If you decide to purchase a security solution from a third-party seller — on eBay, for example — you might end up paying a bit less for a lot less. What’s shown on the site is always a traditional software box, but it’s been years since anyone bought software online and waited for a box to come in the mail. Even when you buy directly from Kaspersky Lab’s website or our official partners, you get an activation code and download the software.
When you buy from a third party, they’ll still show product box photos, whether the seller is legitimate or a scammer. In the best-case scenario, you’ll get a good activation code and download link. Or you might get an empty box.
Why would you care about incomplete packaging if the AV solution seems to work? Well, it’s true that the box doesn’t matter. But when you buy a security solution, you also get the right to receive customer support. If, when you install the software you downloaded, you face activation or licensing issues, the first thing Kaspersky Lab Technical support will ask for is information from the packaging — that’s your proof of (legitimate) purchase. Without that information, the support engineer will not be able to help you. In fact, any tech support will require a legitimate product code.

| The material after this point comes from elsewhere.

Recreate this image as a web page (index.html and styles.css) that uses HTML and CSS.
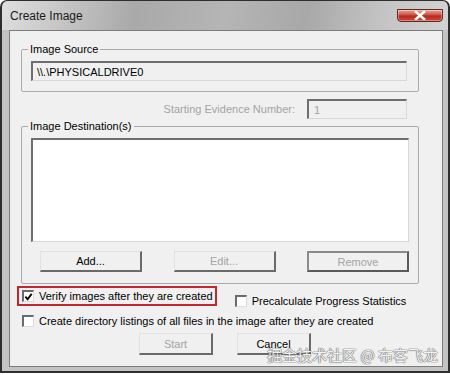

Of course, if you bought legitimate software, you don’t need a box to prove it: You can provide the order number from your e-mail receipt, which contains the purchase invoice and the e-mail address you used for the product purchase.
If, despite our recommendations, you still think purchasing the product from a third-party seller is worth the risk, please request all the data you’ll need, including the e-mail address they used for the purchase and the original invoice they received.